Native support for Kafka clients. The KoP protocol handlers (Pulsar protocol handler and Kafka protocol handler) help reduce the barriers for the team to adopt Pulsar without code change for Kafka applications. By integrating two popular event streaming platforms, KoP unlocks new use cases.
Using KoP: How the team solved compatibility issues
As the team worked to put KoP into use, the major challenge they had was to take on version compatibility.
Problem one: Authentication problems due to old Kafka versions
“We are using different Kafka versions for our business, ranging from 0.10 to 2.4,” Shen said. “Some of our clusters running mission-critical tasks are still using old versions like 0.10. Therefore, their corresponding clients are also using old versions for compatibility reasons. However, KoP only supports Kafka 1.0 or higher. This is where we need to work things out.”
Specifically, Shen’s team has been using an authentication mechanism where clients must be authenticated before they can communicate with servers. For Kafka versions prior to 1.0, the authentication is performed through SaslHandshakeRequest V0, with a series of SASL client and server tokens sent as opaque packets without Kafka request headers. To make sure the authentication is successful, the team must manually handle these packets to parse the tokens.
Problem two: Protocol differences between Kafka and Pulsar
Both Kafka and Pulsar have their own message protocols. For example, Kafka has different message format versions (V0, V1, V2), and each version has its respective fields (for example, timestamp, magic, and offset). Hence, there may be compatibility issues if producers and consumers are developed in varied Kafka versions.
Similarly, messages may fail to be consumed if Kafka/Pulsar producers and Pulsar/Kafka consumers are mixed together without the correct configuration. In other words, consumers cannot parse producers’ messages. To ensure messages can be successfully consumed, there has to be a message conversion mechanism in the middle.
“In KoP, when a Kafka client sends a producer’s request, the handler thread in KoP uses ReplicaManager and PartitonLog to append Kafka records,” Shen explained the logic of the message conversion mechanism in KoP. “When PartitionLog appends Kafka records, it uses EntryFormatter to encode messages, which can then be published through the component PersistentTopic at the broker level.

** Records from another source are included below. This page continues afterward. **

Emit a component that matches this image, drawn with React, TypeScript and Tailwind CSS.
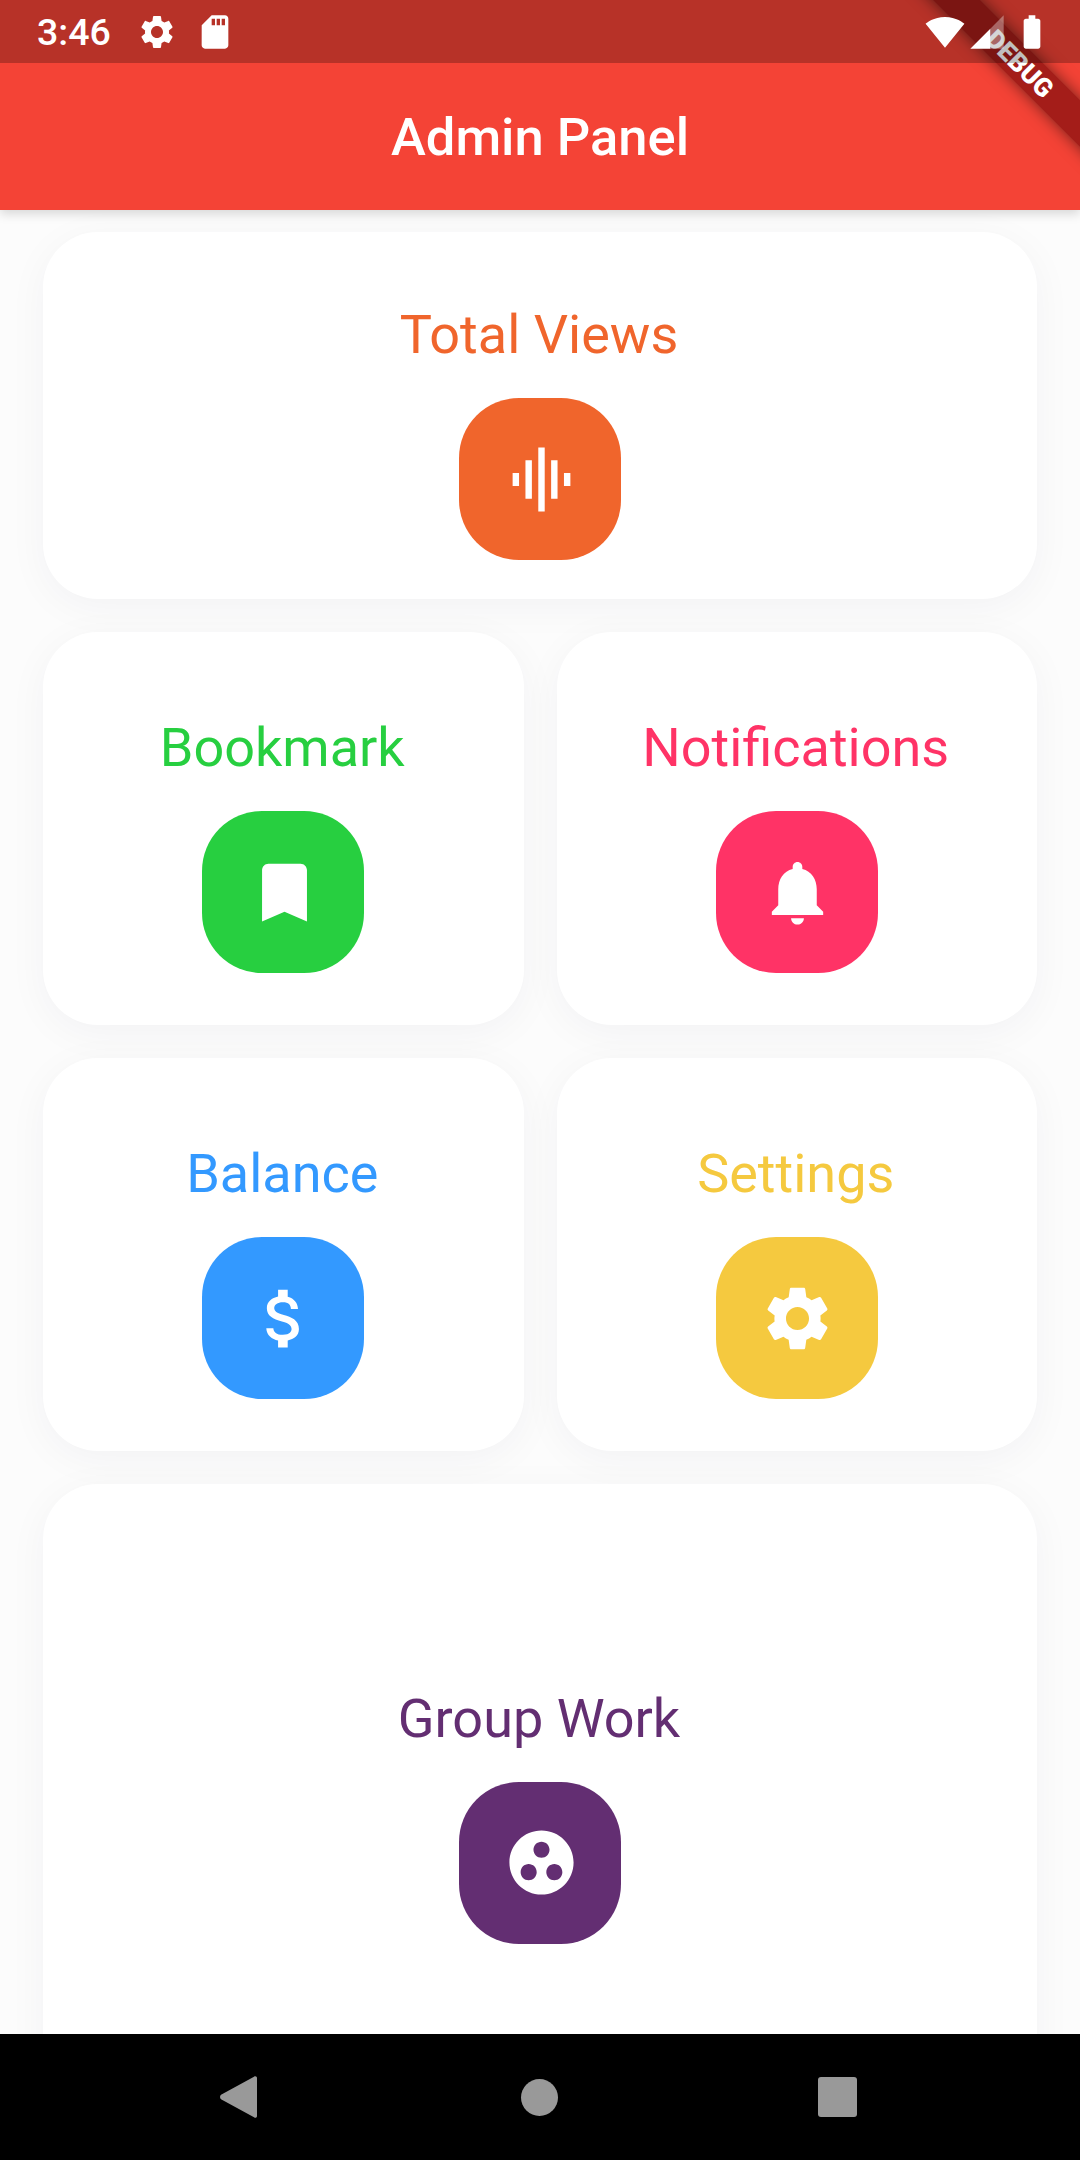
import React from 'react';

const Icon = ({ d, size, className }: { d: string; size: number; className?: string }) => (
  <svg width={size} height={size} viewBox="0 0 24 24" fill="white" className={className}>
    <path d={d} />
  </svg>
);

const icons = {
  settings:
    'M19.14 12.94c.04-.3.06-.61.06-.94 0-.32-.02-.64-.07-.94l2.03-1.58c.18-.14.23-.41.12-.61l-1.92-3.32c-.12-.22-.37-.29-.59-.22l-2.39.96c-.5-.38-1.03-.7-1.62-.94l-.36-2.54c-.04-.24-.24-.41-.48-.41h-3.84c-.24 0-.43.17-.47.41l-.36 2.54c-.59.24-1.13.57-1.62.94l-2.39-.96c-.22-.08-.47 0-.59.22L2.74 8.87c-.12.21-.08.47.12.61l2.03 1.58c-.05.3-.09.63-.09.94s.02.64.07.94l-2.03 1.58c-.18.14-.23.41-.12.61l1.92 3.32c.12.22.37.29.59.22l2.39-.96c.5.38 1.03.7 1.62.94l.36 2.54c.05.24.24.41.48.41h3.84c.24 0 .44-.17.47-.41l.36-2.54c.59-.24 1.13-.56 1.62-.94l2.39.96c.22.08.47 0 .59-.22l1.92-3.32c.12-.22.07-.47-.12-.61l-2.01-1.58zM12 15.6c-1.98 0-3.6-1.62-3.6-3.6s1.62-3.6 3.6-3.6 3.6 1.62 3.6 3.6-1.62 3.6-3.6 3.6z',
  sdCard:
    'M18 2h-8L4.02 8 4 20c0 1.1.9 2 2 2h12c1.1 0 2-.9 2-2V4c0-1.1-.9-2-2-2zm-6 6h-2V4h2v4zm3 0h-2V4h2v4zm3 0h-2V4h2v4z',
  wifi: 'M12.01 21.49L23.64 7c-.45-.34-4.93-4-11.64-4C5.28 3 .81 6.66.36 7l11.64 14.49.01.01.01-.01z',
  battery:
    'M15.67 4H14V2h-4v2H8.33C7.6 4 7 4.6 7 5.33v15.33C7 21.4 7.6 22 8.33 22h7.33c.74 0 1.34-.6 1.34-1.33V5.33C17 4.6 16.4 4 15.67 4z',
  graphicEq: 'M7 18h2V6H7v12zm4 4h2V2h-2v20zm-8-8h2v-4H3v4zm12 4h2V6h-2v12zm4-8v4h2v-4h-2z',
  bookmark: 'M17 3H7c-1.1 0-1.99.9-1.99 2L5 21l7-3 7 3V5c0-1.1-.9-2-2-2z',
  bell: 'M12 22c1.1 0 2-.9 2-2h-4c0 1.1.89 2 2 2zm6-6v-5c0-3.07-1.64-5.64-4.5-6.32V4c0-.83-.67-1.5-1.5-1.5s-1.5.67-1.5 1.5v.68C7.63 5.36 6 7.92 6 11v5l-2 2v1h16v-1l-2-2z',
  money:
    'M11.8 10.9c-2.27-.59-3-1.2-3-2.15 0-1.09 1.01-1.85 2.7-1.85 1.78 0 2.44.85 2.5 2.1h2.21c-.07-1.72-1.12-3.3-3.21-3.81V3h-3v2.16c-1.94.42-3.5 1.68-3.5 3.61 0 2.31 1.91 3.46 4.7 4.13 2.5.6 3 1.48 3 2.41 0 .69-.49 1.79-2.7 1.79-2.06 0-2.87-.92-2.98-2.1h-2.2c.12 2.19 1.76 3.42 3.68 3.83V21h3v-2.15c1.95-.37 3.5-1.5 3.5-3.55 0-2.84-2.43-3.81-4.7-4.4z',
  groupWork:
    'M12 2C6.48 2 2 6.48 2 12s4.48 10 10 10 10-4.48 10-10S17.52 2 12 2zM8 17.5c-1.38 0-2.5-1.12-2.5-2.5s1.12-2.5 2.5-2.5 2.5 1.12 2.5 2.5-1.12 2.5-2.5 2.5zM9.5 8c0-1.38 1.12-2.5 2.5-2.5s2.5 1.12 2.5 2.5-1.12 2.5-2.5 2.5S9.5 9.38 9.5 8zm6.5 9.5c-1.38 0-2.5-1.12-2.5-2.5s1.12-2.5 2.5-2.5 2.5 1.12 2.5 2.5-1.12 2.5-2.5 2.5z',
};

const Card = ({
  title,
  icon,
  textClass,
  tileClass,
  heightClass,
}: {
  title: string;
  icon: string;
  textClass: string;
  tileClass: string;
  heightClass: string;
}) => (
  <div
    className={`flex flex-col items-center justify-center pt-[34px] bg-white rounded-[55px] shadow-[0_8px_40px_rgba(20,20,70,0.045)] ${heightClass}`}
  >
    <p className={`text-[54px] leading-[58px] translate-y-[1px] -translate-x-[1px] ${textClass}`}>{title}</p>
    <div className={`mt-[35px] w-[162px] h-[162px] rounded-[60px] flex items-center justify-center ${tileClass}`}>
      <Icon d={icon} size={77} className="translate-x-[1px]" />
    </div>
  </div>
);

const App = () => {
  return (
    <div className="relative w-[1080px] h-[2160px] overflow-hidden flex flex-col bg-[#fcfcfc] font-[Roboto,sans-serif]">
      <header className="relative shrink-0 bg-[#f44336] shadow-[0_4px_10px_rgba(0,0,0,0.15)]">
        <div className="relative z-30 h-[63px] bg-black/25 flex items-center pl-[37px] pr-[28px] text-white">
          <span className="text-[37.5px] font-medium leading-none w-[74px] pt-[2px]">3:46</span>
          <Icon d={icons.settings} size={40} className="ml-[26px]" />
          <Icon d={icons.sdCard} size={40} className="ml-[18px]" />
          <div className="ml-auto flex items-center">
            <Icon d={icons.wifi} size={40} />
            <svg width="40" height="40" viewBox="0 0 24 24" className="ml-[2px]">
              <path d="M2 22h12V10z" fill="white" />
              <path d="M14 22h8V2l-8 8z" fill="white" fillOpacity="0.35" />
            </svg>
            <Icon d={icons.battery} size={40} className="ml-[5px]" />
          </div>
        </div>
        <div className="h-[147px] flex items-center justify-center">
          <h1 className="text-[52.5px] font-medium text-white leading-none pt-[2px]">Admin Panel</h1>
        </div>
      </header>

      <main className="flex-1 min-h-0 overflow-hidden px-[43px] pt-[22px] flex flex-col gap-[33px]">
        <Card title="Total Views" icon={icons.graphicEq} textClass="text-[#f0652c]" tileClass="bg-[#f0652c]" heightClass="h-[367px] shrink-0" />
        <div className="grid grid-cols-2 gap-x-[33px] shrink-0">
          <Card title="Bookmark" icon={icons.bookmark} textClass="text-[#27cf40]" tileClass="bg-[#27cf40]" heightClass="h-[393px]" />
          <Card title="Notifications" icon={icons.bell} textClass="text-[#ff3366]" tileClass="bg-[#ff3366]" heightClass="h-[393px]" />
        </div>
        <div className="grid grid-cols-2 gap-x-[33px] shrink-0">
          <Card title="Balance" icon={icons.money} textClass="text-[#3399ff]" tileClass="bg-[#3399ff]" heightClass="h-[393px]" />
          <Card title="Settings" icon={icons.settings} textClass="text-[#f5c93f]" tileClass="bg-[#f5c93f]" heightClass="h-[393px]" />
        </div>
        <Card title="Group Work" icon={icons.groupWork} textClass="text-[#632e72]" tileClass="bg-[#632e72]" heightClass="h-[630px] shrink-0" />
      </main>

      <nav className="shrink-0 h-[126px] bg-black relative z-10 flex items-center justify-center">
        <svg width="37" height="42" viewBox="0 0 37 42" fill="#999999" className="-ml-[3px]">
          <path d="M37 2c0-1.6-1.6-2.4-3-1.3L1 18.8c-1.3 1-1.3 3.4 0 4.4l33 18.1c1.4 1.1 3 .3 3-1.3z" />
        </svg>
        <div className="ml-[264px] w-[37px] h-[37px] rounded-full bg-[#999999]" />
        <div className="ml-[260px] w-[39px] h-[40px] rounded-[3px] bg-[#999999]" />
      </nav>

      <div className="absolute z-20 left-[870px] top-[47px] w-[300px] h-[33px] rotate-45 bg-[#a41d19] shadow-[0_0_16px_rgba(0,0,0,0.55)] flex items-center justify-center">
        <span className="text-[26px] font-black leading-none text-white">DEBUG</span>
      </div>
    </div>
  );
};

export default App;
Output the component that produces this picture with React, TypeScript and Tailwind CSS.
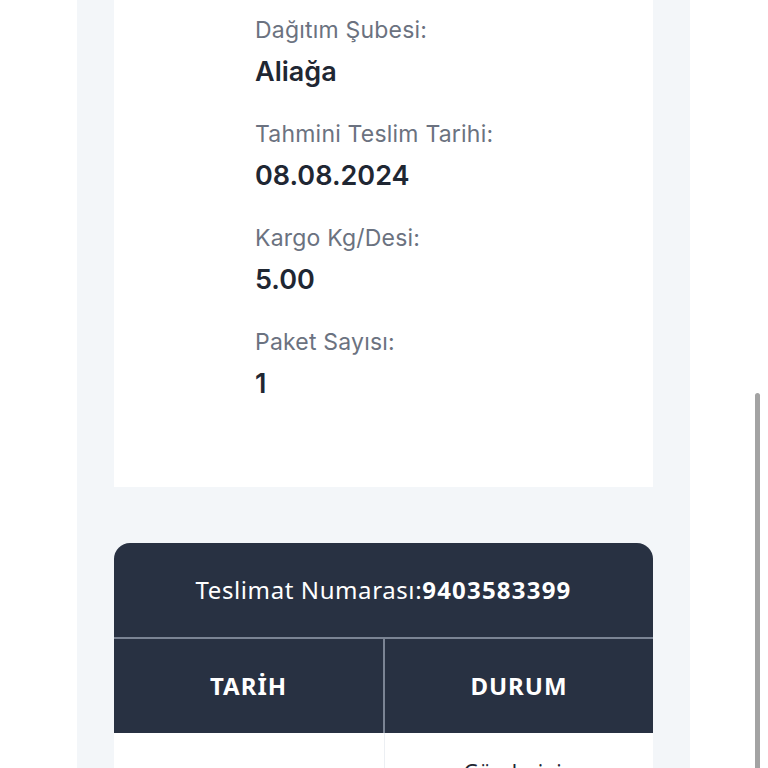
import React from 'react';

const details = [
  { label: 'Dağıtım Şubesi:', value: 'Aliağa' },
  { label: 'Tahmini Teslim Tarihi:', value: '08.08.2024' },
  { label: 'Kargo Kg/Desi:', value: '5.00' },
  { label: 'Paket Sayısı:', value: '1' },
];

export default function App() {
  return (
    <div className="relative h-[768px] w-[768px] overflow-hidden bg-white font-['Inter',sans-serif]">
      <div className="ml-[77px] h-full w-[613px] bg-[#f3f6f9] px-[37px]">
        {/* Shipment info card */}
        <div className="flex flex-col gap-[30px] bg-white pb-[86px] pl-[141px] pt-[15px]">
          {details.map((d) => (
            <div key={d.label} className="flex flex-col gap-[10px]">
              <span className="text-[23px] leading-[30px] tracking-[0.2px] text-[#6b7280]">{d.label}</span>
              <span className="text-[27px] font-semibold leading-[34px] text-[#1f2733]">{d.value}</span>
            </div>
          ))}
        </div>

        {/* Movements table */}
        <div className="mt-[56px] overflow-hidden rounded-t-[16px] font-['Noto_Sans',sans-serif]">
          <div className="flex h-[94px] items-center justify-center bg-[#283142] text-[24px] text-white">
            <span className="tracking-[0.6px]">Teslimat Numarası:</span>
            <span className="font-bold tracking-[1.2px]">9403583399</span>
          </div>
          <div className="grid h-[96px] grid-cols-[271px_1fr] border-t-2 border-[#7b8494] bg-[#283142] text-[24px] font-bold tracking-[1px] text-white">
            <div className="flex items-center justify-center border-r-2 border-[#7b8494]">TARİH</div>
            <div className="flex items-center justify-center">DURUM</div>
          </div>
          <div className="grid h-[60px] grid-cols-[271px_1fr] bg-white text-[21px] text-[#1f2733]">
            <div className="border-r border-[#eceff3]"></div>
            <div className="pt-[24px] text-center">Gönderinin</div>
          </div>
        </div>
      </div>

      {/* scrollbar */}
      <div className="absolute left-[755px] top-[393px] h-[380px] w-[5px] rounded-full bg-[#a3a3a3]"></div>
    </div>
  );
}
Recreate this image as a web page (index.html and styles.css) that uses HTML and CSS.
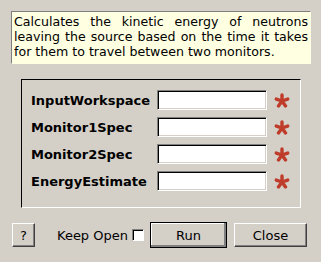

In this way, ManagerLedger can write messages to bookies.”
The value of entryFormat decides how messages are converted to map different fields between Pulsar and Kafka protocols, such as the number of messages and timestamp. Allowed values are kafka, mixed_kafka, and pulsar. KoP supports interaction between Pulsar and Kafka clients by default. If topics are used either by the Pulsar client or by the Kafka client, it is recommended to set entryFormat to kafka for better performance. For more information, see detailed explanations about entryFormat.
“To solve compatibility issues, we must pay special attention to the value of entryFormat,” Shen added. “Depending on the versions of producers and consumers, there may be performance deficiencies when messages are converted. In this connection, using a consumer written in a higher version may be a good idea.”
Introducing a new component: Metadata Event Handler
When using KoP, Shen’s team also noticed there may be some metadata inconsistency issues in the following scenarios. Therefore, they worked to develop a new component Metadata Event Handler for automatic metadata synchronization across all KoP brokers.
Metadata inconsistency and request timeouts. As shown in the image below, this is a two-broker KoP cluster and the client needs to send messages to partition test0 hosted on broker1. When the client sends a metadata request to broker2, it responds with the information of broker1 and partition1, while excluding its own metadata. The client then sends producer requests to broker1. The process itself does not contain any problems. But if broker1 goes down, partition1 will be failed over to broker2 as its owner broker. In this case, the requests sent by the client cannot reach broker1. Nor can they be routed to broker2, resulting in metadata request timeouts.
The metadata remains in the coordinator after a topic is deleted. As messages are consumed from a topic, the metadata information of a consumer group is recorded in the coordinator. After the topic is deleted, there will be a timeout error when using the --describe option to obtain the group information. As shown in the following image, when the Kafka client sends the topic deletion request to the KoP cluster. The request is forwarded to all owner brokers of topic partitions, which then remove the topic. As the coordinator owner broker may not be the topic owner broker and the group metadata is stored in the coordinator, it is possible that the topic is deleted while the metadata remains.
“KoP itself doesn’t have any controller to synchronize metadata across brokers. Therefore, the key to solving the above problems is achieving better metadata consistency,” Shen said. “We developed a metadata event handler based on MetadataStore. When new brokers are added to the cluster, it triggers the listener event, which can be known by other KoP brokers. In this way, they are able to update the metadata accordingly. This means once a topic is deleted, the coordinator can remove the metadata as well.”
As Shen’s team works to solve these problems with more lessons learned from KoP and Pulsar, their entire system has been functioning securely and stably since September 2021.
To date, Shen has submitted a total of 43 pull requests to KoP, with 36 of them already merged. “KoP has become more mature as part of Pulsar’s ecosystem. Most of Kafka’s features are already available in it,” Shen said. “Personally, I will continue to contribute to the development and maintenance of KoP. As a member of the KoP community, I also welcome involvement from new participants. After all, this is what open source is all about.”